Unlike Facebook or the mirror I activated, Twitter is not a platform that can be used to support an entire site’s content, but it can be a tremendously powerful way to send updates, pointers, requests for assistance, emergency alerts and warnings, which again can be published via SMS if necessary and unless the entire is blocked, difficult to censor.

Site backups via Vaultpress

I’ve written at length about Vaultpress before, so I’m not going to go into too much of detail here. Suffice to say that having it is a great source of comfort, knowing that even if the site is blocked or disabled, a complete backup of every single last letter on the site, and all associated files and content, is just a mouse click away. Full worth the $15 I pay for it every month.

Greatest challenge: Technology vs person

The temporary block on Groundviews wasn’t entirely unexpected. The reason I registered years ago was because I always feared that someone in the Sri Lankan government or some over zealous ISP seeking to win favours would block Groundviews.

The techniques and tools above pretty much guarantee the site’s operation even if all ISPs were to block it tomorrow. That would of course be a pain in the arse, but it wouldn’t stop our operations, or for that matter, readers from reading whatever we published or produced. Technically, it’s now impossible to block a single site and expect its content to disappear. Realistically speaking though, there is a very real cost when and if this happens. The strategies assume some degree of technical know how. TOR is harder than setting up a RSS Reader. Twitter is used by very few, and even though our Facebook fans are growing at the rate of around 25 – 30 at least a week, they are from the 18 – 34 demographic. Those outside, particularly those who are older, are oblivious to web based social networking. Even though you easily can, few actually have subscribed to our automatic updates via email available on the homepage of

In sum, our readership comes largely from those who visit the site on a daily basis, and engage with the content that’s published. While this would be possible even if the site were blocked, many will not know how even if told, and we will see a significant drop initially, though it would over time pick up again.

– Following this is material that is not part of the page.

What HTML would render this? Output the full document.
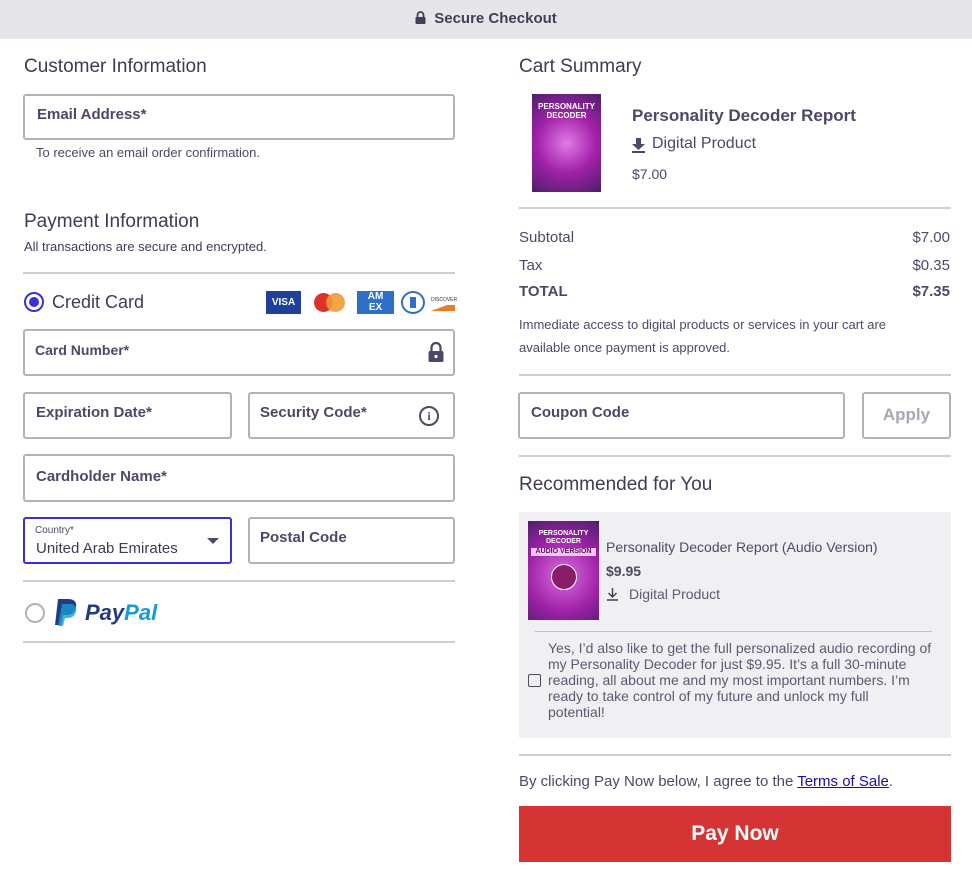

Ultimately of course, the easiest way to censor is not electronically. It’s been over 500 days since Prageeth Ekneligoda disappeared in Sri Lanka. It is highly unlikely he is alive. Why bother with site blocks and all manner of filtering systems when it is far easier to just abduct and kill, creating as a consequence a fear psychosis that results in heightened self-censorship? This was a strategy quite overtly employed during war, and my fear is that even post-war, if inconvenient truths are perceived to be too frequent, loud and too influential, those who voice them risk the same fate as Prageeth or Lasantha.

A site is only as useful, and vibrant, as the voices that fuel it. Kill the authors, and you pretty much kill a site. No ISP’s help needed.